With the long COVID research at least we have some drug trials underway now.
If she might be able to tolerate gabapentin, it can work like a dream for these issues. I had awful trouble, constantly needing the loo because of pressure on my bladder and always in pain from muscles that wouldn't relax. It really helped; like everything it has some unwanted effects, but at least I know it's there if I ever get into a really bad run with involuntary muscle tension again.
I've taken it twice, once for this (for about 10 months) and once for intractable menopausal drenching every few minutes (about three and a half years), and was able to taper off it slowly without having too hard a time. Even on a comparably low dose it makes me feel a bit weak and sluggish, so it's not something I'd want to stay on permanently—but luckily, a lot of symptoms do change over time.
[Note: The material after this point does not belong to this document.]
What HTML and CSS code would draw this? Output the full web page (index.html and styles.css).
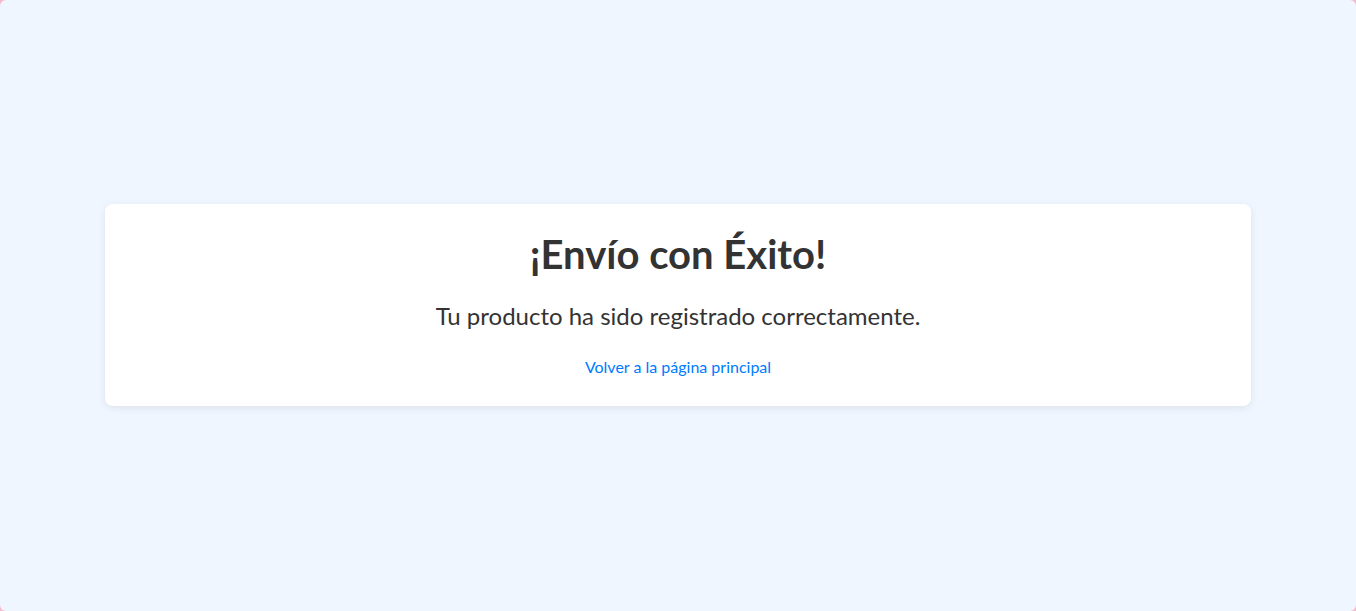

Perhaps the involvement of e.g. dopamine, serotonin, --- something neurological --- would be indicated by a GWAS study? Yes, it seems to be inappropriate to give toxic drugs when there's no evidence that ME/CFS is a disease treated/targeted by those drugs.
I wonder if these drugs have been prescribed in people who have ME/CFS, e.g. if there was a culture of labelling ME/CFS as a psychiatric condition and these are commonly prescribed antipsychotic drugs, and if so is there any evidence that they worked?
Thank you @Kitty
Thankfully the suck it and see approach to pharmaceuticals is (mostly) not how science operates although open label prescribing remains an area open to abuse. Companies lacking the resources for full Phase 1- 3 trials, owning the rights to an orphan drug or some novel chemical of putative medical value, where the the main objective of the owners is to hype the share price with the hope of an eventual sale to one of Pharma majors are not unknown for overclaiming medicinal benefit when parasitically preying on patient desperation via pumping the drug out via compliant clinicians.
I don't know (or understand) enough about GWAS design to have a view on what might come out of the Decode ME study in respect of highlighting potential research avenues - however GWAS has certainly been used to aid research into repurposing/repositioning drugs. A couple of useful reads:
It's important to understand that repurposing/repositioning isn't some quick fix, yes it is faster and a lot cheaper than new discovery, but bringing a drug to full approval, and consequent availability via insurance, health provider etc still takes years and costs many millions - https://sci-hub.se/10.1177/1740774515625964 Phase 1 and 2 might be subject to short cut in some cases but to show the claimed benefit of a treatment you need a properly powered Phase 3 trial , to show that the drug has a beneficial effect beyond mere chance, and that for a particular patient group isn't more harmful than beneficial.
Re: the anti psychotic aspect, the doses are so low that comparison with schizophrenia treatment are probably not relevant even for the confirmed psychosomatic believers. I think the vulnerability of the patient group - willing to try anything - is the distinguishing feature.